Le mendiant de la Belle Porte n’était pas seulement un mendiant ; il était boiteux, et boiteux de naissance. Et son handicap n’était pas seulement physique, mais aussi social et religieux. Un boiteux est exclu du service du Temple (Lévitique 21, 18) en raison de son imperfection physique ; au temps de Jésus, il est exclu même de l’accès au Temple ; il reste « à la porte ». Cela, sur la base d’un dicton proverbial attribué à David : « Aveugles et boiteux n’entreront pas dans la Maison » (c’est-à-dire la maison de Dieu, le Temple, 2 Samuel 5, 8). Selon l’évangile de Matthieu, Jésus s’était laissé approcher par des aveugles et des boiteux dans le Temple, il les avait guéris et ils étaient entrés dans le Temple avec lui (Matthieu 21, 14). Les apôtres reprennent et continuent ce que Jésus faisait au cours de son ministère, quand il réintégrait les exclus (publicains et pécheurs publics, lépreux, prostituées, marginaux de toute sorte) ; se rappeler naturellement la guérison du paralysé par Jésus en Luc 5, 17-26. Par cette guérison, ce boiteux retrouve sa place pleine et entière dans le peuple de Dieu ; il participe à la louange de Dieu. Ce sera une préoccupation majeure de Luc tout au long du récit des Actes de montrer que les apôtres n’ont rien de mieux à faire que de reprendre à leur compte le ministère de Jésus : ministère de guérison et de pardon.

Il y a aussi la manière dont Pierre et Jean interviennent. Ils sont attentifs. Pierre fixe les yeux sur ce mendiant et il lui dit : « Regarde-nous. » Regarde notre regard. Attends quelque chose de nous ; pas nécessairement ce que tu attendais quand tu nous as vu entrer… Je n’ai ni or ni argent… Le récit campe quelqu’un qui est mis en demeure de recevoir ce qu’il n’attendait même pas. Ainsi en est-il de la réception inouïe du salut de Dieu en Jésus-Christ, qui est symbolisé par ce : « Au nom de Jésus-Christ le Nazôréen, lève-toi et marche. » C’est une résurrection. Il bondit et se met à louer Dieu, lui qui était jusque-là exclu de prendre part au culte.

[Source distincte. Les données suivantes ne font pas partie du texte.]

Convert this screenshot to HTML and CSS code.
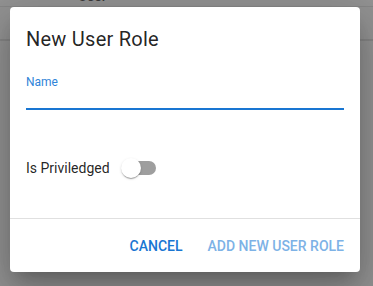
FILE: index.html
```html
<!DOCTYPE html>
<html>
<head>
<meta charset="utf-8">
<link rel="stylesheet" href="styles.css">
</head>
<body>
<div class="page">
  <div class="row row-head"><span class="head-text">User</span></div>
  <div class="row row-two"></div>
</div>
<div class="dialog">
  <h2 class="title">New User Role</h2>
  <div class="content">
    <div class="field">
      <label class="label">Name</label>
      <div class="input"></div>
    </div>
    <div class="switch-row">
      <span class="switch-label">Is Priviledged</span>
      <span class="switch">
        <span class="track"></span>
        <span class="thumb"></span>
      </span>
    </div>
  </div>
  <div class="actions">
    <button class="btn">CANCEL</button>
    <button class="btn btn-light">ADD NEW USER ROLE</button>
  </div>
</div>
</body>
</html>
```
FILE: styles.css
```css
* { box-sizing: border-box; }
html, body { margin: 0; padding: 0; }
body {
  width: 373px;
  height: 286px;
  overflow: hidden;
  background: #939393;
  font-family: Roboto, "Liberation Sans", sans-serif;
  position: relative;
}
.page { width: 100%; }
.row { border-bottom: 1px solid #878787; }
.row-head { height: 19px; padding-left: 78px; }
.head-text {
  display: block;
  margin-top: -12px;
  font-size: 14px;
  line-height: 16px;
  font-weight: 500;
  color: #3a3a3a;
}
.row-two { height: 34px; border-bottom-width: 2px; border-bottom-color: #858585; }

.dialog {
  position: absolute;
  left: 10px;
  top: 7px;
  width: 350px;
  height: 265px;
  background: #fff;
  border-radius: 4px;
  box-shadow: 0 11px 15px -7px rgba(0,0,0,.2), 0 24px 38px 3px rgba(0,0,0,.14), 0 9px 46px 8px rgba(0,0,0,.12);
  display: flex;
  flex-direction: column;
}
.title {
  margin: 0;
  padding: 16px 16px;
  font-size: 20px;
  line-height: 32px;
  font-weight: 400;
  color: rgba(0,0,0,.87);
  letter-spacing: 0.25px;
}
.content {
  padding: 0 16px;
  flex: 0 0 148px;
  border-bottom: 1px solid #e0e0e0;
}
.field { padding-top: 5px; }
.label {
  display: block;
  font-size: 12px;
  line-height: 12px;
  color: #2f84d8;
}
.input {
  height: 22px;
  border-bottom: 2px solid #1976d2;
}
.switch-row {
  margin-top: 39px;
  height: 38px;
  display: flex;
  align-items: center;
}
.switch-label {
  font-size: 14px;
  line-height: 20px;
  color: rgba(0,0,0,.87);
  margin-top: -1px;
}
.switch {
  position: relative;
  width: 36px;
  height: 20px;
  margin-left: 11px;
}
.track {
  position: absolute;
  left: 1px;
  top: 3px;
  width: 34px;
  height: 14px;
  border-radius: 7px;
  background: #9e9e9e;
}
.thumb {
  position: absolute;
  left: 0;
  top: 0;
  width: 20px;
  height: 20px;
  border-radius: 50%;
  background: #fff;
  box-shadow: 0 2px 1px -1px rgba(0,0,0,.2), 0 1px 1px 0 rgba(0,0,0,.14), 0 1px 3px 0 rgba(0,0,0,.12);
}
.actions {
  flex: 1;
  display: flex;
  justify-content: flex-end;
  align-items: center;
  padding: 8px;
  gap: 9px;
}
.btn {
  background: none;
  border: 0;
  padding: 0 8px;
  height: 36px;
  font-family: Roboto, "Liberation Sans", sans-serif;
  font-size: 14px;
  font-weight: 500;
  letter-spacing: 0;
  color: #1976d2;
  text-transform: uppercase;
}
.btn-light { color: #7db2e6; }
```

Si nous allons jusqu’au bout du récit, nous nous apercevons qu’il va loin. C’est tout le peuple de Dieu qui est mis en question. Sans bien se rendre compte de ce qu’il faisait : il a tué le Pionnier de la Vie, car c’est ainsi, après coup, que se révèle à lui « Jésus le Nazôréen » quand Pierre rend compte de ce qui est arrivé. La guérison d’un paralytique s’accompagne dans les récits évangéliques d’un pardon, dont elle est le signe (Luc 5, 20). Où est le pardon ici ? Il est offert à ce peuple témoin de la guérison de l’un des siens : « Convertissez-vous donc et revenez à Dieu pour que vos péchés soient effacés… C’est pour vous d’abord que Dieu a fait se lever son Serviteur, et il l’a envoyé vous bénir, en détournant chacun de vous de ses actions mauvaises » (Actes 3, 26). C’est d’abord lui que Dieu a fait se lever, pour que Pierre puisse dire au paralysé : « Lève-toi et marche », et au peuple : « Convertissez-vous. »

Le pape François aime dire que l’Église est un hôpital de campagne. N’est-ce pas ainsi qu’elle a commencé ? Une guérison devient le signe de la bénédiction que Dieu destine à toute la descendance d’Abraham. Encore faut-il que Pierre et Jean aient été là pour « voir » cet infirme, et que leur foi dans le Christ ressuscité leur ait permis d’agir en son Nom. Ce n’est pas la foi du paralysé qui joue ici, mais celle de Pierre. Beaucoup de pauvres et de marginaux sont encore aujourd’hui « à la porte ». L’Église commence là où la foi rencontre la misère du monde pour une parole de résurrection.